[Start]
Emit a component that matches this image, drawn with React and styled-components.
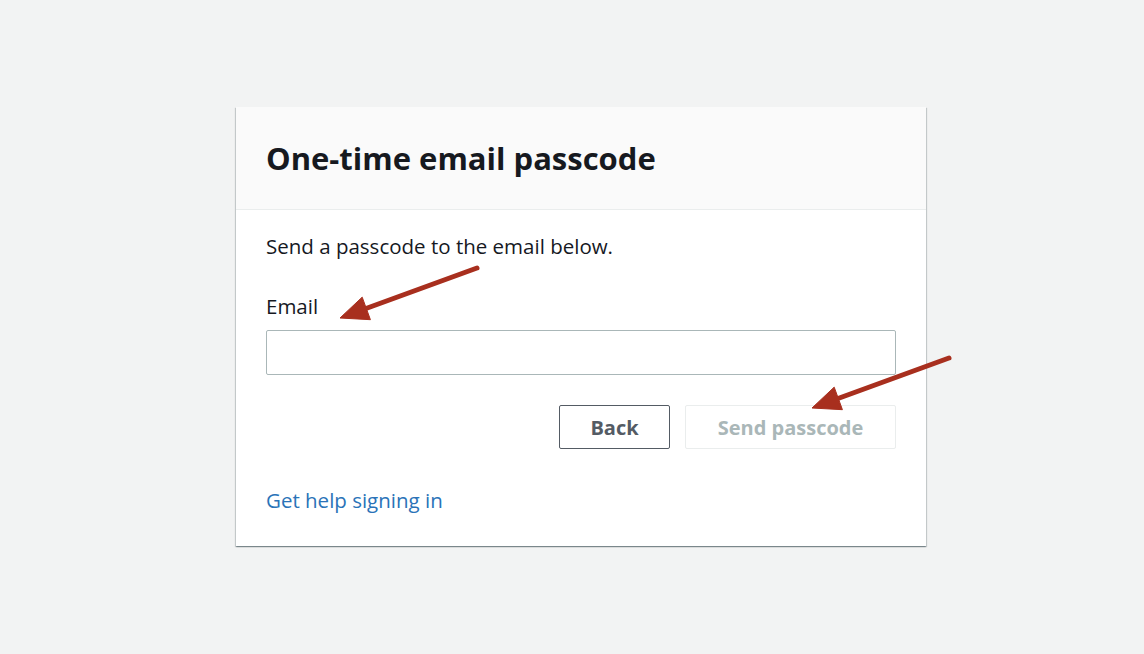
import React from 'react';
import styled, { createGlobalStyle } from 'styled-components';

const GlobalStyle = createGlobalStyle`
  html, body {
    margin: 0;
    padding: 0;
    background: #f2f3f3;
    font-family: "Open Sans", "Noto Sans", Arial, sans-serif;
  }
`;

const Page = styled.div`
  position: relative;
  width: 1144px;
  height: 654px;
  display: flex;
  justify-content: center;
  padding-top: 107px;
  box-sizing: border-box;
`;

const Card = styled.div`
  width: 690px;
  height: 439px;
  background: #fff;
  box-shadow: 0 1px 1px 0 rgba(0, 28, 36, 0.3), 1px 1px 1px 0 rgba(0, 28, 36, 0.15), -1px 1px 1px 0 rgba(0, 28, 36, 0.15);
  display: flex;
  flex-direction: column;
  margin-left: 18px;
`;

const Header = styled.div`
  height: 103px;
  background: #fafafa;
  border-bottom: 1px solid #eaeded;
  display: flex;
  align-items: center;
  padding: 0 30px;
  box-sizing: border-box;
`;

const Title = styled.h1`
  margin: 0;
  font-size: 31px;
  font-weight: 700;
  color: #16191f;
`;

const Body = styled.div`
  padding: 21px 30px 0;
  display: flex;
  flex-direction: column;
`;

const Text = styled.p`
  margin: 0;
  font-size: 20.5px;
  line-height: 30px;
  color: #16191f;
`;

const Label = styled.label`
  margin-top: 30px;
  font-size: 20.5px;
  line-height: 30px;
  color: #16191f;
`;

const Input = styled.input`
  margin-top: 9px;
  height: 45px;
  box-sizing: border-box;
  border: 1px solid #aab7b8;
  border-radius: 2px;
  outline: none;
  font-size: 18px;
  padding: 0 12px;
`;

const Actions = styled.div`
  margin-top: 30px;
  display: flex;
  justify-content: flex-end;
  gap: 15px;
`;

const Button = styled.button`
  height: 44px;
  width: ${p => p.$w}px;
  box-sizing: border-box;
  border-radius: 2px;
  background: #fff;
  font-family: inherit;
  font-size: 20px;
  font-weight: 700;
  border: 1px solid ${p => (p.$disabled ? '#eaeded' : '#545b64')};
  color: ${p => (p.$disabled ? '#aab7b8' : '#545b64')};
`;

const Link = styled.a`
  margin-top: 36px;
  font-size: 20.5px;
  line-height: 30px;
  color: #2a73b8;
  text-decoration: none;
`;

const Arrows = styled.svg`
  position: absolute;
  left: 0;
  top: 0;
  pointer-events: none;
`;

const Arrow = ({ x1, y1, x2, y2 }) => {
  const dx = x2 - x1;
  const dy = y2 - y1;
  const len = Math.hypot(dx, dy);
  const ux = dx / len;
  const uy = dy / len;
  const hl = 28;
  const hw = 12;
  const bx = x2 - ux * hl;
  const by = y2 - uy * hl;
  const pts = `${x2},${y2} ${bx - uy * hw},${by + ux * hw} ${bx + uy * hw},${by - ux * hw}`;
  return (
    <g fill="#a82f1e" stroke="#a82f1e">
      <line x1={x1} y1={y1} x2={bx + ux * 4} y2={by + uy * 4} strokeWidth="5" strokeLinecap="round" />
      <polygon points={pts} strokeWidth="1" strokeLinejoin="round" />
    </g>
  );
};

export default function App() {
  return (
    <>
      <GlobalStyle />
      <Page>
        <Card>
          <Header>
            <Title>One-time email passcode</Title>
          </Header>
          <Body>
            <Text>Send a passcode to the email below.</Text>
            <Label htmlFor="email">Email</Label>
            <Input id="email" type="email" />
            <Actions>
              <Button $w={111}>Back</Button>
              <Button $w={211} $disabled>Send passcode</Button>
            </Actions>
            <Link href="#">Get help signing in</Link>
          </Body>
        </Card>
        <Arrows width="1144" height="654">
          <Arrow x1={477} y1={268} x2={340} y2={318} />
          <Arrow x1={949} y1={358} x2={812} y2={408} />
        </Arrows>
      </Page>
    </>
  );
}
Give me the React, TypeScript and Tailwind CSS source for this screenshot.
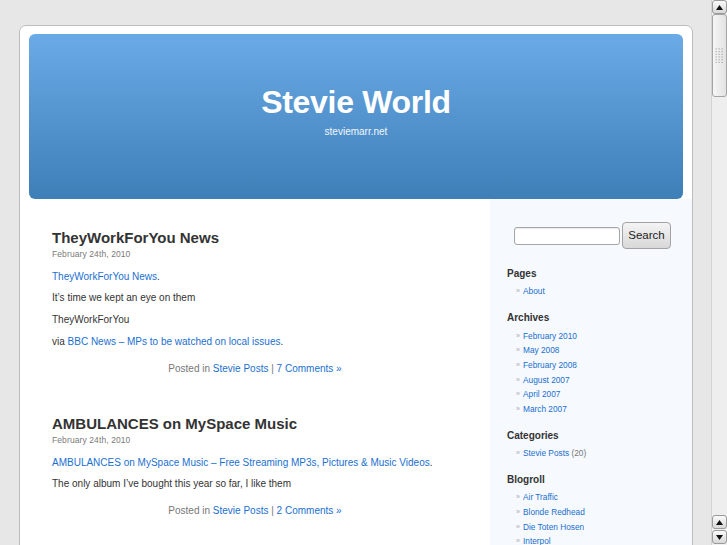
[End]
Restate the whole of the material word for word without the pictures.

Emit a component that matches this image, drawn with React and styled-components.
import React from 'react';
import styled, { createGlobalStyle } from 'styled-components';

const GlobalStyle = createGlobalStyle`
  html, body {
    margin: 0;
    padding: 0;
    background: #f2f3f3;
    font-family: "Open Sans", "Noto Sans", Arial, sans-serif;
  }
`;

const Page = styled.div`
  position: relative;
  width: 1144px;
  height: 654px;
  display: flex;
  justify-content: center;
  padding-top: 107px;
  box-sizing: border-box;
`;

const Card = styled.div`
  width: 690px;
  height: 439px;
  background: #fff;
  box-shadow: 0 1px 1px 0 rgba(0, 28, 36, 0.3), 1px 1px 1px 0 rgba(0, 28, 36, 0.15), -1px 1px 1px 0 rgba(0, 28, 36, 0.15);
  display: flex;
  flex-direction: column;
  margin-left: 18px;
`;

const Header = styled.div`
  height: 103px;
  background: #fafafa;
  border-bottom: 1px solid #eaeded;
  display: flex;
  align-items: center;
  padding: 0 30px;
  box-sizing: border-box;
`;

const Title = styled.h1`
  margin: 0;
  font-size: 31px;
  font-weight: 700;
  color: #16191f;
`;

const Body = styled.div`
  padding: 21px 30px 0;
  display: flex;
  flex-direction: column;
`;

const Text = styled.p`
  margin: 0;
  font-size: 20.5px;
  line-height: 30px;
  color: #16191f;
`;

const Label = styled.label`
  margin-top: 30px;
  font-size: 20.5px;
  line-height: 30px;
  color: #16191f;
`;

const Input = styled.input`
  margin-top: 9px;
  height: 45px;
  box-sizing: border-box;
  border: 1px solid #aab7b8;
  border-radius: 2px;
  outline: none;
  font-size: 18px;
  padding: 0 12px;
`;

const Actions = styled.div`
  margin-top: 30px;
  display: flex;
  justify-content: flex-end;
  gap: 15px;
`;

const Button = styled.button`
  height: 44px;
  width: ${p => p.$w}px;
  box-sizing: border-box;
  border-radius: 2px;
  background: #fff;
  font-family: inherit;
  font-size: 20px;
  font-weight: 700;
  border: 1px solid ${p => (p.$disabled ? '#eaeded' : '#545b64')};
  color: ${p => (p.$disabled ? '#aab7b8' : '#545b64')};
`;

const Link = styled.a`
  margin-top: 36px;
  font-size: 20.5px;
  line-height: 30px;
  color: #2a73b8;
  text-decoration: none;
`;

const Arrows = styled.svg`
  position: absolute;
  left: 0;
  top: 0;
  pointer-events: none;
`;

const Arrow = ({ x1, y1, x2, y2 }) => {
  const dx = x2 - x1;
  const dy = y2 - y1;
  const len = Math.hypot(dx, dy);
  const ux = dx / len;
  const uy = dy / len;
  const hl = 28;
  const hw = 12;
  const bx = x2 - ux * hl;
  const by = y2 - uy * hl;
  const pts = `${x2},${y2} ${bx - uy * hw},${by + ux * hw} ${bx + uy * hw},${by - ux * hw}`;
  return (
    <g fill="#a82f1e" stroke="#a82f1e">
      <line x1={x1} y1={y1} x2={bx + ux * 4} y2={by + uy * 4} strokeWidth="5" strokeLinecap="round" />
      <polygon points={pts} strokeWidth="1" strokeLinejoin="round" />
    </g>
  );
};

export default function App() {
  return (
    <>
      <GlobalStyle />
      <Page>
        <Card>
          <Header>
            <Title>One-time email passcode</Title>
          </Header>
          <Body>
            <Text>Send a passcode to the email below.</Text>
            <Label htmlFor="email">Email</Label>
            <Input id="email" type="email" />
            <Actions>
              <Button $w={111}>Back</Button>
              <Button $w={211} $disabled>Send passcode</Button>
            </Actions>
            <Link href="#">Get help signing in</Link>
          </Body>
        </Card>
        <Arrows width="1144" height="654">
          <Arrow x1={477} y1={268} x2={340} y2={318} />
          <Arrow x1={949} y1={358} x2={812} y2={408} />
        </Arrows>
      </Page>
    </>
  );
}
Give me the React, TypeScript and Tailwind CSS source for this screenshot.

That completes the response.